Artists Igor Levit, Christian Thielemann, Wiener Philharmoniker

Release Date: 10/04/2024

Sony Classical announces the new recording by Igor Levit, Christian Thielemann, and the Vienna Philharmonic of Brahms’s two Piano Concertos. The release is a triple album with Levit’s long-anticipated recording of Brahms’s late solo piano works. As a special encore, Levit and Thielemann play a Brahms waltz together. The album will be released internationally on October 4 and is available for pre-order now. Additionally, the “Andante” from Piano Concerto No. 2 in B-flat major, op. 83, is out now.

“Feel-good vibes effervesced, while applause resounded around the stage: that’s amore!” This is how the Viennese newspaper Der Standard described the audience’s enthusiastic reaction after Igor Levit, Christian Thielemann, and the Vienna Philharmonic performed Brahms’s First Piano Concerto at Vienna’s famous Musikverein in April 2024: “During these fifty minutes, an irresistible dose of emotion was conveyed – but at the same time the sophisticated structure of Brahms’s masterpiece remained crystal-clear.” Levit and Thielemann had already performed the Second Piano Concerto with the same orchestra in December 2023; the headline in Die Presse at the time ran: “Igor Levit sets a new gold standard for Brahms.”  

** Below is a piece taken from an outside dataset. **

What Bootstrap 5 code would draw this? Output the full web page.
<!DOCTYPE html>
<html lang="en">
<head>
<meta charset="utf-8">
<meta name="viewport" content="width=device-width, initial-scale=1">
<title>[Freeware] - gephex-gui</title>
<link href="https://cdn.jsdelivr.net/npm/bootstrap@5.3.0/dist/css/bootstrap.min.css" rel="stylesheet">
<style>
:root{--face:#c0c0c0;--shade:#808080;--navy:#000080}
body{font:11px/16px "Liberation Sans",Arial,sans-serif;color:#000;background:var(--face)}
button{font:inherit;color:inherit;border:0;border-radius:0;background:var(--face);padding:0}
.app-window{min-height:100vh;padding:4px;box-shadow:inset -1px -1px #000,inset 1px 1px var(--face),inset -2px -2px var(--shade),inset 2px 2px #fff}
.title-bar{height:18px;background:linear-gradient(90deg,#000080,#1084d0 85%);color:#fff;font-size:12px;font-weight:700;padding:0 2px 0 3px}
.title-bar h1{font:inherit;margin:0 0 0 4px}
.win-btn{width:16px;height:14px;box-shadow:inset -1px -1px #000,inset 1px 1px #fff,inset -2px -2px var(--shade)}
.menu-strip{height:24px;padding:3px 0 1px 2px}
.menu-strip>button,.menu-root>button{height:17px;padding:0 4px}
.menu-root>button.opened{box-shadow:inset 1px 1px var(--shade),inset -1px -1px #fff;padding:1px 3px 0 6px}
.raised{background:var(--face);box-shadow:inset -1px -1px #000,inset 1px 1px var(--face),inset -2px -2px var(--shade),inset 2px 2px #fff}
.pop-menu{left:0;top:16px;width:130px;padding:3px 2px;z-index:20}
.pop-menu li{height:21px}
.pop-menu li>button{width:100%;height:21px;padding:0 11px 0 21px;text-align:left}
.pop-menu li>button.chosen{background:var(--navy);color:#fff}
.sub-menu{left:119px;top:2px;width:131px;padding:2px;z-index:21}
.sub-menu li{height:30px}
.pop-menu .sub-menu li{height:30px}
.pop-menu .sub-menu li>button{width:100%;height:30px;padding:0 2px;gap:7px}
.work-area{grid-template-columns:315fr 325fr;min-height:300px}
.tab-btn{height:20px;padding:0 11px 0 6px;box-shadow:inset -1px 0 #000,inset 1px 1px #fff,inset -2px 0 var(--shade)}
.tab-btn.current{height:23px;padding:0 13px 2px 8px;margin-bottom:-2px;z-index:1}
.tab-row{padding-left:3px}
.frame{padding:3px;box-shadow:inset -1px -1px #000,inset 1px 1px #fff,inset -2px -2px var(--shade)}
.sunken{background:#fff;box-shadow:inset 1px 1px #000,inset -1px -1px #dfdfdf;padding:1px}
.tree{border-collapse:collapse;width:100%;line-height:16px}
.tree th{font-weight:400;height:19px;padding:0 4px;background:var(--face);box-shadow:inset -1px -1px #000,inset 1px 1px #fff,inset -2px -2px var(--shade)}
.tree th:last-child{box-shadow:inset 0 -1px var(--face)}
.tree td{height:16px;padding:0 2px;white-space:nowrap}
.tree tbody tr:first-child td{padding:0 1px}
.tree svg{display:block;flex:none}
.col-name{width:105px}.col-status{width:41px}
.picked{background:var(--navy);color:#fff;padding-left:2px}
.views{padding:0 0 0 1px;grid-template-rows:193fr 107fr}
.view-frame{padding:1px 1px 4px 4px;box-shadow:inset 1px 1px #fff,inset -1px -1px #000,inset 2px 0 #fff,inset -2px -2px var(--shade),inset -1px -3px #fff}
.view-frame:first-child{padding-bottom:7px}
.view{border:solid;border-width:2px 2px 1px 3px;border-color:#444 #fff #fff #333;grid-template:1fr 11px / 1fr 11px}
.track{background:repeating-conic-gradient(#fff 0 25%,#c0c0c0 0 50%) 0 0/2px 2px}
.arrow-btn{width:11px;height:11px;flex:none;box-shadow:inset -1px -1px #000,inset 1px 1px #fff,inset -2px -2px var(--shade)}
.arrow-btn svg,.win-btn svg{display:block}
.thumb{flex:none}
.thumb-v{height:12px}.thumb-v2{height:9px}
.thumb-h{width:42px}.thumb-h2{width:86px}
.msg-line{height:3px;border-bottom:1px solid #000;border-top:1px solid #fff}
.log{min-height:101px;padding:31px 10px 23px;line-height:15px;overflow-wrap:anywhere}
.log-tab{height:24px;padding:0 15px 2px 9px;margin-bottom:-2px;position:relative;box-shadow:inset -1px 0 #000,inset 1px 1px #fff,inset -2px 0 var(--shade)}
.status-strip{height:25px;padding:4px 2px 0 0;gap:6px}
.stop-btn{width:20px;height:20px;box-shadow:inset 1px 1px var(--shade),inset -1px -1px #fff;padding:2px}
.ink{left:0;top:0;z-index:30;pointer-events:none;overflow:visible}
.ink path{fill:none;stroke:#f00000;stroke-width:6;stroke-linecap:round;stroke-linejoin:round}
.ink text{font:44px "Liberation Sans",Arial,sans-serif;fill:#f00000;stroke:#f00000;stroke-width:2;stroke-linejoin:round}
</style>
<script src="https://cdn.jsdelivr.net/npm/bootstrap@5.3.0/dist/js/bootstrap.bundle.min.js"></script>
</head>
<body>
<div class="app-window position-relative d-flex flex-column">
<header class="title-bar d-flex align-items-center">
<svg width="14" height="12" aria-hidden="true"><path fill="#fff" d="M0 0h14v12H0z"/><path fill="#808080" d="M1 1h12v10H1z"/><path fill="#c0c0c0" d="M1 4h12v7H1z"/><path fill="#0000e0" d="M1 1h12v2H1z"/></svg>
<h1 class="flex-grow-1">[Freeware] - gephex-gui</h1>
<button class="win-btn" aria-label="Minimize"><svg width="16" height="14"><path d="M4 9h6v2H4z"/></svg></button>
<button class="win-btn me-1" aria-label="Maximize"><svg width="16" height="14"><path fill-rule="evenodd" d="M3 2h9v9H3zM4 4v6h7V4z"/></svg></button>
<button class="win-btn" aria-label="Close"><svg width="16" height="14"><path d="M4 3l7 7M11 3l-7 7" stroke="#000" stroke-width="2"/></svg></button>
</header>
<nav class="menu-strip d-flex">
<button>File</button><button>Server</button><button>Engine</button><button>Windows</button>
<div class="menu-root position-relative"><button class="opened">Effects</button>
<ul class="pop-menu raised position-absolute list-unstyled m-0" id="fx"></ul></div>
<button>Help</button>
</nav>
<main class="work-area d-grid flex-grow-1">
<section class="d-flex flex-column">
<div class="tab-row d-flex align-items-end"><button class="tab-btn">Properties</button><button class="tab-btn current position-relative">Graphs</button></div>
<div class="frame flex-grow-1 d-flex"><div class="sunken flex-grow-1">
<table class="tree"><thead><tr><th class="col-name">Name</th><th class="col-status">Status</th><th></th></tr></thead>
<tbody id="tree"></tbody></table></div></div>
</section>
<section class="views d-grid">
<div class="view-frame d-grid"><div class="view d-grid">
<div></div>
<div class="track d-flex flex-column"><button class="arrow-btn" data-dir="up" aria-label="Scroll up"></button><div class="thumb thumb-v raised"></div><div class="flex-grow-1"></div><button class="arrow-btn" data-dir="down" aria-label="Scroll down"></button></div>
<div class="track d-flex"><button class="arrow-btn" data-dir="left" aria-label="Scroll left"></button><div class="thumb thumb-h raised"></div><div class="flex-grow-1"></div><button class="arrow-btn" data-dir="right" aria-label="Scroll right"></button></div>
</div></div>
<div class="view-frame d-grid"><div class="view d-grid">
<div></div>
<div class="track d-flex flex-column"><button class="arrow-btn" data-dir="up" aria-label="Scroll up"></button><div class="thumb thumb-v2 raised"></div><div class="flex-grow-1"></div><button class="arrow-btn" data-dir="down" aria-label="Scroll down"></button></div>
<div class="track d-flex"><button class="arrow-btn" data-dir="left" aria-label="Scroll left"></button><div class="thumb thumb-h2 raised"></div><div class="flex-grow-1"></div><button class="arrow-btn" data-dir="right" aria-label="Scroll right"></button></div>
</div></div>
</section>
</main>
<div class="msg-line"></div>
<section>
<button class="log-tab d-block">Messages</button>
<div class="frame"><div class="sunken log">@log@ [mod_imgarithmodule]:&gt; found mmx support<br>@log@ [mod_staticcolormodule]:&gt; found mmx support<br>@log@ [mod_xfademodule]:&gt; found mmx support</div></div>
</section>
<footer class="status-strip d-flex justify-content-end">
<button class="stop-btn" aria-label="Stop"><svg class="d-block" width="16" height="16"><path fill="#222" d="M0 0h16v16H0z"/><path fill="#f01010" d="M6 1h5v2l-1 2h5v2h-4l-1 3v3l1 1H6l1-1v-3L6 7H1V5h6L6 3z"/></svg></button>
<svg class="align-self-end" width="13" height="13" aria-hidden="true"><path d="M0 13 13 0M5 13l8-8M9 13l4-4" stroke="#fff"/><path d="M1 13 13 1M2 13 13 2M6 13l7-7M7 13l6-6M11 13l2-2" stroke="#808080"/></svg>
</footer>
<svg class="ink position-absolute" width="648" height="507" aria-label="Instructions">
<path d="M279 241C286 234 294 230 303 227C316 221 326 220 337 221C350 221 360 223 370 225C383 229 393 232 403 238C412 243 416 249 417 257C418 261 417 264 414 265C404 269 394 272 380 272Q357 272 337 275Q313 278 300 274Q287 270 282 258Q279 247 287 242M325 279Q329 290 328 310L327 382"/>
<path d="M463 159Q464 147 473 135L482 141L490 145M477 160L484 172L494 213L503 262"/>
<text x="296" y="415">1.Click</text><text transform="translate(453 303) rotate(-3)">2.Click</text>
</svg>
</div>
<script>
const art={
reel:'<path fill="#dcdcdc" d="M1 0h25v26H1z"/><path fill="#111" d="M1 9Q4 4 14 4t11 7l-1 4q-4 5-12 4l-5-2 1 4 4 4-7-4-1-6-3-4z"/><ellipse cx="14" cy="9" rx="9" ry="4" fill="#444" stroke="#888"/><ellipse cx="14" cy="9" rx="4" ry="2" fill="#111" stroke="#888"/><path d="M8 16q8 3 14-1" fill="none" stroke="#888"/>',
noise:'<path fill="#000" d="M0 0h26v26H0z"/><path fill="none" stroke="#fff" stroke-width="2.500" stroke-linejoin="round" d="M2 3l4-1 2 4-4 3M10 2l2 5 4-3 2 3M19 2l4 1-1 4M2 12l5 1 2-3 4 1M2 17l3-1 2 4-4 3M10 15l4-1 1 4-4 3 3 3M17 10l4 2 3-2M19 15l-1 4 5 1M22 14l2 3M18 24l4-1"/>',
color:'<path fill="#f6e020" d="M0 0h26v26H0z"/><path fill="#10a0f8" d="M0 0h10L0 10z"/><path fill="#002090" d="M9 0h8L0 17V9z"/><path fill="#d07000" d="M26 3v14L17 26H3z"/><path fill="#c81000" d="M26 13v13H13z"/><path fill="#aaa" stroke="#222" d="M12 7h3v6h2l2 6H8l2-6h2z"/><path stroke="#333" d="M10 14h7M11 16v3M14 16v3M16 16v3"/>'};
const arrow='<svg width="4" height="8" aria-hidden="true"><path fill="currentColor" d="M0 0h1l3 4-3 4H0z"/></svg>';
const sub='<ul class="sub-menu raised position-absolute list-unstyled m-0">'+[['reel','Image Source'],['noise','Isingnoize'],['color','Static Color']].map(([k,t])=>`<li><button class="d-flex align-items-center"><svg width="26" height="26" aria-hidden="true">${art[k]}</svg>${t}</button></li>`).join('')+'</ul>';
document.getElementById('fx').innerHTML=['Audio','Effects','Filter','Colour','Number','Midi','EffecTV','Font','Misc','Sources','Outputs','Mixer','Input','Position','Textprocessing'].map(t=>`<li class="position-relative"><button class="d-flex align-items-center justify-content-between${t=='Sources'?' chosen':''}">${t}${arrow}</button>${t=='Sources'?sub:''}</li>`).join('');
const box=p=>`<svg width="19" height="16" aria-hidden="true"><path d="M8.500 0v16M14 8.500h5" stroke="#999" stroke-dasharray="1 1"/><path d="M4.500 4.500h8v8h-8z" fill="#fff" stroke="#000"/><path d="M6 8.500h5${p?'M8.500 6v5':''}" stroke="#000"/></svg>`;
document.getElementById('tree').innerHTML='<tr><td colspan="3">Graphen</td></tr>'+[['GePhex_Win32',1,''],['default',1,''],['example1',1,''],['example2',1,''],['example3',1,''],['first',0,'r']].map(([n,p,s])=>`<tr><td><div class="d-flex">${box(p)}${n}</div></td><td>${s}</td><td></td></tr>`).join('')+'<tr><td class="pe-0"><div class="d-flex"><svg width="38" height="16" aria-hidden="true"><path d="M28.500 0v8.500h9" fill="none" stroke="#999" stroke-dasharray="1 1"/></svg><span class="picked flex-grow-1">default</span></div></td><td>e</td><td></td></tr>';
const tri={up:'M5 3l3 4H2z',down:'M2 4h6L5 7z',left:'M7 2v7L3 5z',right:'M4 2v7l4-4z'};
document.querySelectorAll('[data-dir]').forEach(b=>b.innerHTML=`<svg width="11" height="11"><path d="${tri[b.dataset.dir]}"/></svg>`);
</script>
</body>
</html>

These two concertos make up the first joint recording by Levit and Thielemann, which will be released as a triple album with Levit’s recording of Brahms’s well-known solo works opp. 116–119. Levit’s and Thielemann’s first meeting was quite unplanned, although both had been curious about each other for a long time. In 2015, Levit spontaneously stepped in for a colleague who had fallen ill and performed Mozart’s C major Concerto K 467 with Thielemann and the Staatskapelle Dresden in Munich. Despite an extremely short rehearsal period, the two hit it off straight away: “We have such a similar way of thinking that it is not necessary to discuss many things,” says Thielemann. And Levit adds: “When the piece begins, I simply have complete confidence in you. I know I can’t take a wrong turn. Having such unconditional trust is extraordinary.” 

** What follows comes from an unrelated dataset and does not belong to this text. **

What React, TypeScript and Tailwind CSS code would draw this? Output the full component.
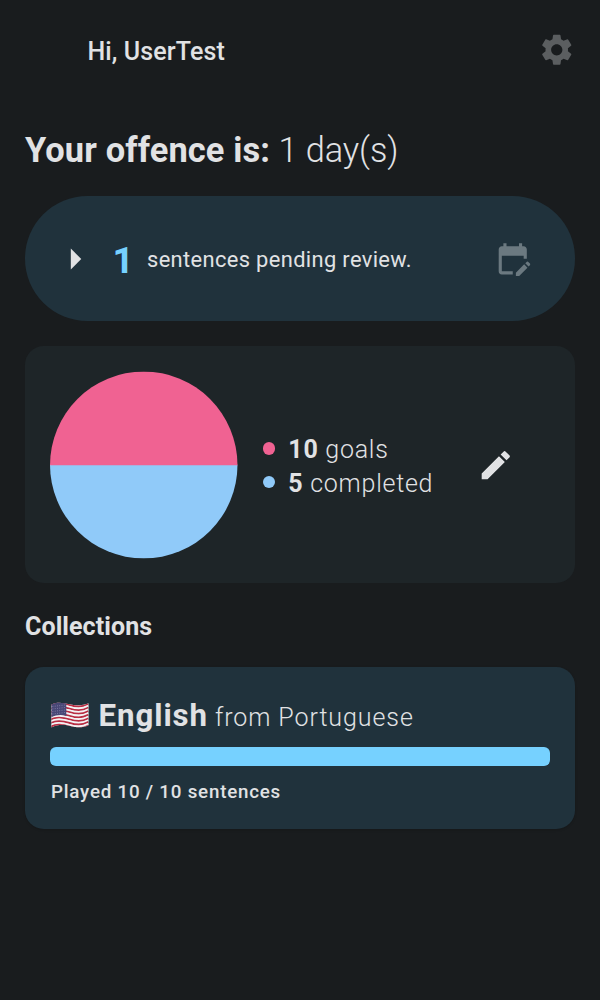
import { MdArrowRight, MdEdit, MdEditCalendar, MdSettings } from "react-icons/md";

function wave(y: number) {
  return `M1 ${y} C7 ${y - 3.2} 13 ${y - 2} 19.5 ${y} S32 ${y + 2.5} 37.5 ${y - 0.6}`;
}

function UsFlag() {
  const stripes = Array.from({ length: 13 }, (_, i) => i);
  return (
    <svg viewBox="0 0 39 28" className="h-7 w-[39px] shrink-0" aria-label="United States">
      <defs>
        <clipPath id="flag">
          <path d="M1.5 3.5 C7 .6 13 1.8 19.5 3.3 S32 4.8 38.5 2.2 V24.2 C32 27.2 26 26.5 19.5 24.7 S7 23.4 1.5 26.5 Z" />
        </clipPath>
      </defs>
      <g clipPath="url(#flag)">
        <rect width="39" height="28" fill="#eeeef0" />
        {stripes.map((i) => (
          <path key={i} d={wave(4 + i * 1.8)} fill="none" stroke={i % 2 ? "#f4f2f4" : "#b92d43"} strokeWidth="1.9" strokeLinecap="square" />
        ))}
        <path d="M0 0 H16.3 V14.9 C10 13.3 6 14.2 0 16.8 Z" fill="#484776" />
        <path d="M2.5 5.5 L15 4 M2.5 8 L15 6.5 M2.5 10.5 L15 9 M2.5 13 L15 11.5" stroke="#9896ba" strokeWidth=".8" strokeDasharray=".8 1.5" fill="none" />
      </g>
    </svg>
  );
}

function Legend({ color, value, label }: { color: string; value: number; label: string }) {
  return (
    <div className="flex h-[33.5px] items-center">
      <span className={`size-[12.5px] rounded-full ${color}`} />
      <span className="ml-[13.3px] pt-[2.5px] text-[25px] leading-[31px] font-light tracking-[0.74px]">
        <b className="font-bold">{value}</b> {label}
      </span>
    </div>
  );
}

export default function App() {
  return (
    <main className="flex min-h-[1000px] w-[600px] flex-col bg-[#191c1e] px-[25px] font-['Roboto',sans-serif] text-[#e1e2e4]">
      <header className="flex h-[100px] items-center justify-between pl-[62.5px]">
        <h1 className="pt-[3px] text-[25px] font-medium tracking-[0.11px]">Hi, UserTest</h1>
        <MdSettings className="size-[37.5px] text-[#5b5e60]" />
      </header>

      <h2 className="flex h-24 items-center pt-[5px] text-[34.4px] font-light">
        <span className="whitespace-pre tracking-[-0.08px]"><b className="font-bold tracking-[0.13px]">Your offence is:</b> 1 day(s)</span>
      </h2>

      <section className="flex h-[125px] shrink-0 items-center rounded-full bg-[#20323c] pr-[43.7px] pl-[25px]">
        <MdArrowRight className="size-[50px]" />
        <span className="ml-[12.5px] pt-[5px] text-[37.5px] leading-none font-bold text-[#76d1ff]">1</span>
        <span className="ml-[13px] pt-[3px] text-[21.875px] tracking-[0.36px]">sentences pending review.</span>
        <MdEditCalendar className="ml-auto size-[37.5px] text-[#6b7980]" />
      </section>

      <section className="mt-[25px] flex h-[237px] shrink-0 items-center rounded-[18.75px] bg-[#1e2528] px-[25px]">
        <svg viewBox="0 0 188 188" className="size-[187.5px] translate-y-[0.5px]">
          <path d="M0 93.5 A94 94 0 0 0 188 93.5 Z" fill="#90caf9" />
          <path d="M0 94 A94 94 0 0 1 188 94 Z" fill="#f06292" />
        </svg>
        <div className="ml-[25px] pt-[1.5px]">
          <Legend color="bg-[#f06292]" value={10} label="goals" />
          <Legend color="bg-[#90caf9]" value={5} label="completed" />
        </div>
        <MdEdit className="mr-[35.2px] ml-auto size-[37.5px] translate-y-[0.5px]" />
      </section>

      <h3 className="mt-[24.5px] text-[25px] leading-[37.5px] font-bold tracking-[0.08px]">Collections</h3>

      <section className="mt-[22px] h-[162px] shrink-0 rounded-[18.75px] bg-[#20323c] px-[25px] pt-[25px] shadow-sm">
        <div className="flex h-[46px] items-center">
          <UsFlag />
          <span className="ml-[9.5px] pt-[4px] text-[31.25px] leading-[42px] font-bold tracking-[0.92px]">
            English<span className="text-[25px] font-light tracking-[0.92px]"> from Portuguese</span>
          </span>
        </div>
        <div className="mt-[9px] h-[18.75px] rounded-[6px] bg-[#76d1ff]" />
        <p className="mt-3 pl-px text-[18.75px] leading-[28px] font-medium tracking-[0.78px]">Played 10 / 10 sentences</p>
      </section>
    </main>
  );
}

The two do not have to discuss individual passages – a common understanding is attained without the need for words, simply through listening and responding. Instead, they prefer to talk about performers and composers. And they are always amazed to discover how similarly they perceive so many things. Sometime after their initial meeting, it was during a walk together near Berlin that the conversation turned to Brahms – and thus they conceived the plan to record the two piano concertos as part of an upcoming Brahms cycle with Thielemann and the Vienna Philharmonic. “I’ve known the Wiener Philharmoniker for thirty-five years,” says Thielemann, and adds: “I’ve always been fascinated by how this orchestra can react to conductors and assimilate even the smallest details. And then there is the concert hall, the Wiener Musikverein, with its acoustic properties that Brahms knew so well.” “And what a sound!” Levit exclaims. “I was sitting in the first rehearsal and the horn began to play. You do not really want to start playing, but rather to say to the hornist: Can you please play that again? It was so beautiful.” For Levit the addition of Brahms’s beloved solo works opp. 116–119 on the album just felt right. Levit says: “Brahms’s music cannot leave you untouched. It’s just physically and emotionally not possible. Take op. 118 no. 2, for example, it’s like an arrow shot straight into your heart. It’s simply the most beautiful, touching, and tender music imaginable.”  

The album concludes with a special encore – the four-hand rendition of Brahms’s charming Waltz op. 39 no. 15 played by Levit and Thielemann. Levit explains: “It’s taken me some years to get to the point of having the courage to play and record this music, and Christian Thielemann has been instrumental in getting me here. Unlike Beethoven’s music, where you go emotionally from peak to bottom almost continuously, here Brahms is often the steadiest of music, with very long breaths and a steady heartbeat. Now that I feel right placed with this music, you couldn’t find me happier than I am right now.”